*** Source material

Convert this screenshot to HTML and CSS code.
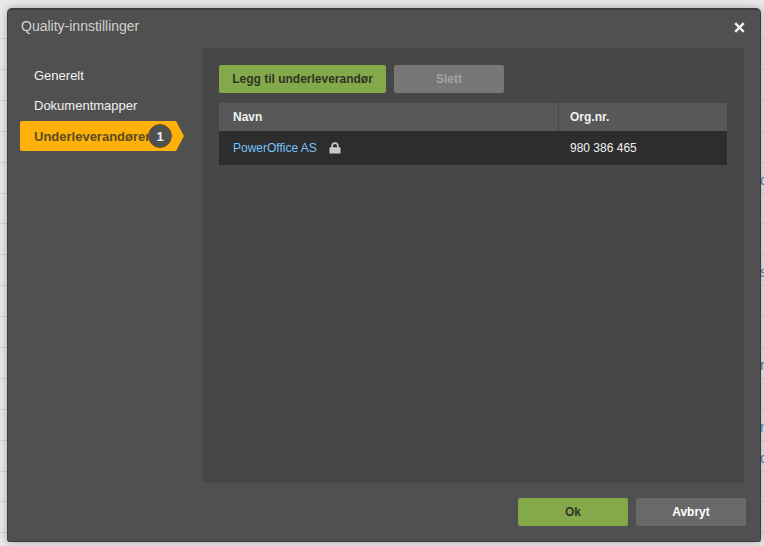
FILE: index.html
```html
<!DOCTYPE html>
<html lang="no">
<head>
<meta charset="utf-8">
<title>Quality-innstillinger</title>
<link rel="stylesheet" href="styles.css">
</head>
<body>
<div class="page">
  <div class="bg-row"></div>
  <div class="bg-row"></div>
  <div class="bg-row"></div>
  <div class="bg-row"></div>
  <div class="bg-row"></div>
  <div class="bg-row"><span class="frag">c</span></div>
  <div class="bg-row"></div>
  <div class="bg-row"></div>
  <div class="bg-row"><span class="frag">s</span></div>
  <div class="bg-row"></div>
  <div class="bg-row"></div>
  <div class="bg-row"><span class="frag">r</span></div>
  <div class="bg-row"></div>
  <div class="bg-row"><span class="frag frag-link">n</span></div>
  <div class="bg-row"><span class="frag">c</span></div>
  <div class="bg-row"></div>
  <div class="bg-row"></div>
  <div class="bg-row"></div>
</div>
<section class="dialog">
  <header class="dialog-head">
    <h1 class="dialog-title">Quality-innstillinger</h1>
    <svg class="close" width="11" height="11" viewBox="0 0 11 11" aria-label="Lukk"><path d="M1.2 1.2 9.8 9.8M9.8 1.2 1.2 9.8" fill="none" stroke="#f0f0f0" stroke-width="2.4"/></svg>
  </header>
  <div class="dialog-body">
    <nav class="nav">
      <a class="nav-item">Generelt</a>
      <a class="nav-item">Dokumentmapper</a>
      <a class="nav-item active">Underleverandører<span class="badge">1</span></a>
    </nav>
    <main class="panel">
      <div class="toolbar">
        <button class="btn btn-add">Legg til underleverandør</button>
        <button class="btn btn-del">Slett</button>
      </div>
      <div class="table">
        <div class="tr th">
          <div class="col-name">Navn</div>
          <div class="col-org">Org.nr.</div>
        </div>
        <div class="tr td">
          <div class="col-name"><a class="link">PowerOffice AS</a>
            <svg class="lock" width="12" height="12" viewBox="0 0 12 12"><path d="M1 5.200h1.300V3.900a3.700 3.700 0 0 1 7.400 0v1.300H11a.5.5 0 0 1 .5.5v5.300a.5.5 0 0 1-.5.5H1a.5.5 0 0 1-.5-.5V5.700a.5.5 0 0 1 .5-.5zM4 5.200h4V3.900a2 2 0 0 0-4 0z" fill="#c9c9c9" fill-rule="evenodd"/></svg>
          </div>
          <div class="col-org">980 386 465</div>
        </div>
      </div>
    </main>
  </div>
  <footer class="dialog-foot">
    <button class="btn btn-ok">Ok</button>
    <button class="btn btn-cancel">Avbryt</button>
  </footer>
</section>
</body>
</html>
```
FILE: styles.css
```css
* { box-sizing: border-box; }
html, body { margin: 0; height: 100%; overflow: hidden; }
body { background: #ebebeb; font-family: "Liberation Sans", Arial, sans-serif; font-size: 12px; }
.page { height: 546px; padding-top: 8.2px; overflow: hidden; }
.bg-row { height: 30.9px; border-bottom: 1px solid #d6d6d6; white-space: nowrap; padding-left: 760px; line-height: 34px; color: #4a7fb5; font-size: 14px; }
.frag-link { color: #2a9ad6; }
.dialog { position: absolute; left: 7px; top: 8px; width: 754px; height: 534px; background: #505050; border: 1px solid #3c3c3c; border-top: 2px solid #3e3e3e; border-radius: 5px 5px 3px 3px; box-shadow: 0 0 10px rgba(0,0,0,.3); display: flex; flex-direction: column; }
.dialog-head { height: 38px; padding: 7px 15px 0 13px; display: flex; justify-content: space-between; align-items: flex-start; flex: none; }
.dialog-title { margin: 0; font-size: 14px; font-weight: 400; line-height: 18px; color: #d2d2d2; }
.close { margin-top: 5px; }
.dialog-body { flex: 1; display: flex; min-height: 0; padding-left: 12px; }
.nav { width: 182px; padding-top: 13px; flex: none; }
.nav-item { display: flex; align-items: center; height: 30px; padding: 0 0 2px 14px; font-size: 13px; color: #f0f0f0; position: relative; }
.nav-item.active { width: 164px; padding-bottom: 0; background: #ffb10a; color: #5a4c22; font-weight: 700; border-radius: 2px 0 0 2px; clip-path: polygon(0 0, 156px 0, 164px 15px, 156px 30px, 0 30px); }
.badge { position: absolute; left: 128px; top: 3px; width: 24px; height: 24px; border-radius: 50%; background: #505050; border: 1px solid #6a5a2a; color: #eef2f6; font-weight: 700; font-size: 13px; display: flex; align-items: center; justify-content: center; }
.panel { width: 542px; height: 435px; background: #474747; border-radius: 2px; padding: 17px 17px 0; flex: none; }
.toolbar { display: flex; gap: 8px; }
.btn { height: 28px; border: 0; border-radius: 2px; font-family: inherit; font-size: 12px; font-weight: 700; padding: 0; }
.btn-add { width: 167px; background: #84a94a; color: #2f3526; }
.btn-del { width: 110px; background: #777; color: #a3a3a3; }
.table { margin-top: 10px; }
.tr { display: flex; font-size: 12px; }
.th { height: 28px; background: #585858; color: #f0f0f0; font-weight: 700; line-height: 28px; border-radius: 2px 2px 0 0; }
.td { height: 34px; background: #2d2d2d; color: #f0f0f0; line-height: 34px; }
.col-name { width: 340px; padding-left: 14px; display: flex; align-items: center; gap: 12px; }
.th .col-name { border-right: 1px solid #474747; }
.col-org { padding-left: 11px; }
.link { color: #74c3ff; }
.lock { flex: none; margin-top: -1px; }
.dialog-foot { height: 58px; flex: none; display: flex; justify-content: flex-end; gap: 8px; padding: 15px 14px 0 0; }
.btn-ok, .btn-cancel { width: 110px; }
.btn-ok { background: #84a94a; color: #2f3526; }
.btn-cancel { background: #696969; color: #fff; }
```
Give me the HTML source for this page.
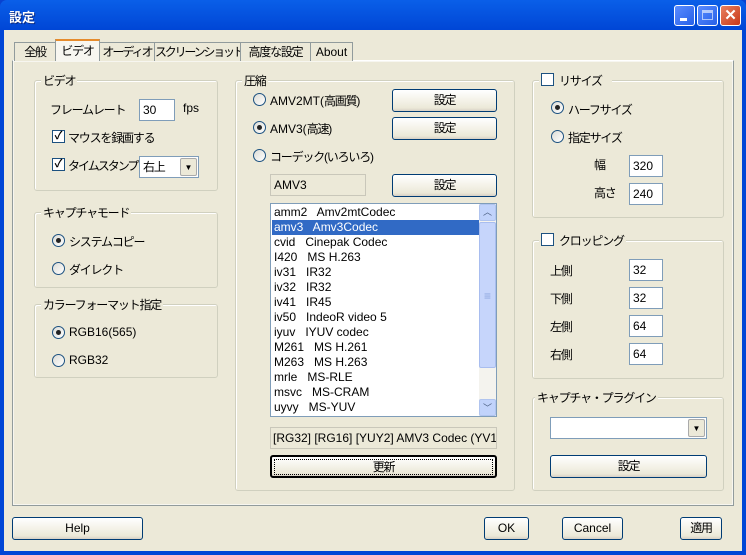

******

• _Work instructions_
Omit pictures; set down the rest of the material word for word.

• _Result for this task_
Convert this screenshot to HTML and CSS code.
FILE: index.html
```html
<!DOCTYPE html>
<html lang="no">
<head>
<meta charset="utf-8">
<title>Quality-innstillinger</title>
<link rel="stylesheet" href="styles.css">
</head>
<body>
<div class="page">
  <div class="bg-row"></div>
  <div class="bg-row"></div>
  <div class="bg-row"></div>
  <div class="bg-row"></div>
  <div class="bg-row"></div>
  <div class="bg-row"><span class="frag">c</span></div>
  <div class="bg-row"></div>
  <div class="bg-row"></div>
  <div class="bg-row"><span class="frag">s</span></div>
  <div class="bg-row"></div>
  <div class="bg-row"></div>
  <div class="bg-row"><span class="frag">r</span></div>
  <div class="bg-row"></div>
  <div class="bg-row"><span class="frag frag-link">n</span></div>
  <div class="bg-row"><span class="frag">c</span></div>
  <div class="bg-row"></div>
  <div class="bg-row"></div>
  <div class="bg-row"></div>
</div>
<section class="dialog">
  <header class="dialog-head">
    <h1 class="dialog-title">Quality-innstillinger</h1>
    <svg class="close" width="11" height="11" viewBox="0 0 11 11" aria-label="Lukk"><path d="M1.2 1.2 9.8 9.8M9.8 1.2 1.2 9.8" fill="none" stroke="#f0f0f0" stroke-width="2.4"/></svg>
  </header>
  <div class="dialog-body">
    <nav class="nav">
      <a class="nav-item">Generelt</a>
      <a class="nav-item">Dokumentmapper</a>
      <a class="nav-item active">Underleverandører<span class="badge">1</span></a>
    </nav>
    <main class="panel">
      <div class="toolbar">
        <button class="btn btn-add">Legg til underleverandør</button>
        <button class="btn btn-del">Slett</button>
      </div>
      <div class="table">
        <div class="tr th">
          <div class="col-name">Navn</div>
          <div class="col-org">Org.nr.</div>
        </div>
        <div class="tr td">
          <div class="col-name"><a class="link">PowerOffice AS</a>
            <svg class="lock" width="12" height="12" viewBox="0 0 12 12"><path d="M1 5.200h1.300V3.900a3.700 3.700 0 0 1 7.400 0v1.300H11a.5.5 0 0 1 .5.5v5.300a.5.5 0 0 1-.5.5H1a.5.5 0 0 1-.5-.5V5.700a.5.5 0 0 1 .5-.5zM4 5.200h4V3.900a2 2 0 0 0-4 0z" fill="#c9c9c9" fill-rule="evenodd"/></svg>
          </div>
          <div class="col-org">980 386 465</div>
        </div>
      </div>
    </main>
  </div>
  <footer class="dialog-foot">
    <button class="btn btn-ok">Ok</button>
    <button class="btn btn-cancel">Avbryt</button>
  </footer>
</section>
</body>
</html>
```
FILE: styles.css
```css
* { box-sizing: border-box; }
html, body { margin: 0; height: 100%; overflow: hidden; }
body { background: #ebebeb; font-family: "Liberation Sans", Arial, sans-serif; font-size: 12px; }
.page { height: 546px; padding-top: 8.2px; overflow: hidden; }
.bg-row { height: 30.9px; border-bottom: 1px solid #d6d6d6; white-space: nowrap; padding-left: 760px; line-height: 34px; color: #4a7fb5; font-size: 14px; }
.frag-link { color: #2a9ad6; }
.dialog { position: absolute; left: 7px; top: 8px; width: 754px; height: 534px; background: #505050; border: 1px solid #3c3c3c; border-top: 2px solid #3e3e3e; border-radius: 5px 5px 3px 3px; box-shadow: 0 0 10px rgba(0,0,0,.3); display: flex; flex-direction: column; }
.dialog-head { height: 38px; padding: 7px 15px 0 13px; display: flex; justify-content: space-between; align-items: flex-start; flex: none; }
.dialog-title { margin: 0; font-size: 14px; font-weight: 400; line-height: 18px; color: #d2d2d2; }
.close { margin-top: 5px; }
.dialog-body { flex: 1; display: flex; min-height: 0; padding-left: 12px; }
.nav { width: 182px; padding-top: 13px; flex: none; }
.nav-item { display: flex; align-items: center; height: 30px; padding: 0 0 2px 14px; font-size: 13px; color: #f0f0f0; position: relative; }
.nav-item.active { width: 164px; padding-bottom: 0; background: #ffb10a; color: #5a4c22; font-weight: 700; border-radius: 2px 0 0 2px; clip-path: polygon(0 0, 156px 0, 164px 15px, 156px 30px, 0 30px); }
.badge { position: absolute; left: 128px; top: 3px; width: 24px; height: 24px; border-radius: 50%; background: #505050; border: 1px solid #6a5a2a; color: #eef2f6; font-weight: 700; font-size: 13px; display: flex; align-items: center; justify-content: center; }
.panel { width: 542px; height: 435px; background: #474747; border-radius: 2px; padding: 17px 17px 0; flex: none; }
.toolbar { display: flex; gap: 8px; }
.btn { height: 28px; border: 0; border-radius: 2px; font-family: inherit; font-size: 12px; font-weight: 700; padding: 0; }
.btn-add { width: 167px; background: #84a94a; color: #2f3526; }
.btn-del { width: 110px; background: #777; color: #a3a3a3; }
.table { margin-top: 10px; }
.tr { display: flex; font-size: 12px; }
.th { height: 28px; background: #585858; color: #f0f0f0; font-weight: 700; line-height: 28px; border-radius: 2px 2px 0 0; }
.td { height: 34px; background: #2d2d2d; color: #f0f0f0; line-height: 34px; }
.col-name { width: 340px; padding-left: 14px; display: flex; align-items: center; gap: 12px; }
.th .col-name { border-right: 1px solid #474747; }
.col-org { padding-left: 11px; }
.link { color: #74c3ff; }
.lock { flex: none; margin-top: -1px; }
.dialog-foot { height: 58px; flex: none; display: flex; justify-content: flex-end; gap: 8px; padding: 15px 14px 0 0; }
.btn-ok, .btn-cancel { width: 110px; }
.btn-ok { background: #84a94a; color: #2f3526; }
.btn-cancel { background: #696969; color: #fff; }
```
Give me the HTML source for this page.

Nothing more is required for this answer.